All intellectual property (“IP”) rights in and related to TSC’s products (and all accompanying information, specifications, models, and drawings), including any duplication, copy, customization, or derivative thereof, shall be and remain vested in TSC (“TSC IP”), and under no circumstances shall the Buyer have any right under or to TSC IP. Buyer shall not use any TSC IP without TSC’s prior written consent.

Tombstone City is a registered trademark of XL Machinery Sales Inc. and is not to be used without our prior written consent.

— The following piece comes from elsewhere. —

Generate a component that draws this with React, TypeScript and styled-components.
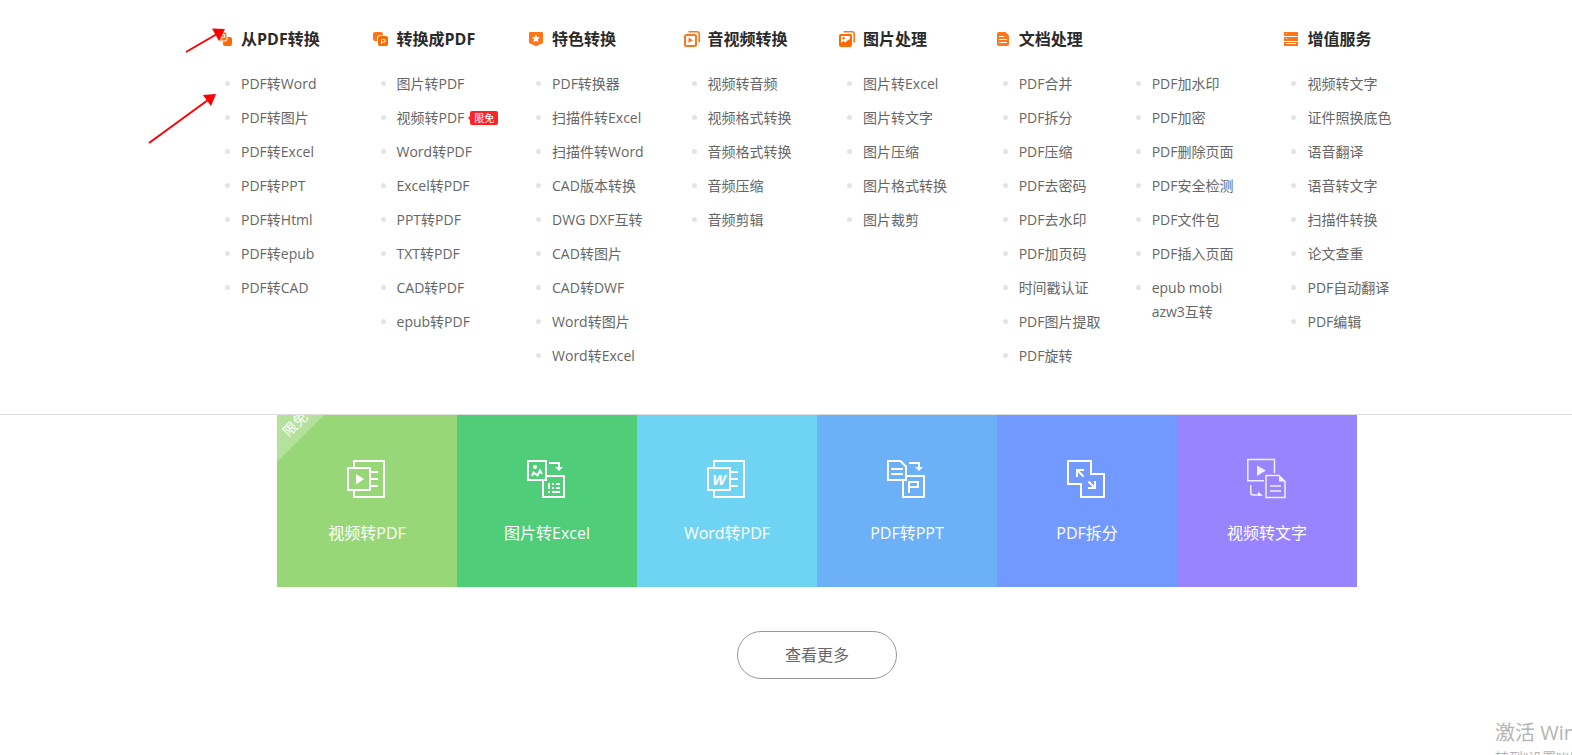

Entire Agreement; Amendments

The Agreement constitutes the entire agreement between the parties and supersedes all other communications, oral and written, between the parties relating to the subject matter of the Agreement. The Agreement may be amended, modified, or supplemented only by an agreement in writing signed by both parties.

Choice of Law and Forum

The Agreement shall be governed by and construed in accordance with the internal laws of the State of Florida, without giving effect to any choice or conflict of law provision or rule (whether of the State of Florida or any other jurisdiction) that would cause the application of laws of any jurisdiction other than those of the State of Florida. Any legal suit, action or proceeding arising out of or related to the Agreement, or the matters contemplated under the Agreement, shall be instituted exclusively in the federal court in Fort Pierce, Florida or state courts located in Stuart, Florida, and each party irrevocably submits to the exclusive jurisdiction of such courts in any such suit, action or proceeding and waives any objection based on improper venue or forum non conveniens. Neither the Uniform Law on International Sale of Goods, Uniform Law on Formation of Contracts for International Sale of Goods nor the United Nations Convention on the International Sale of Goods of 1980 (and any amendments or successors thereto) shall apply to the Agreement.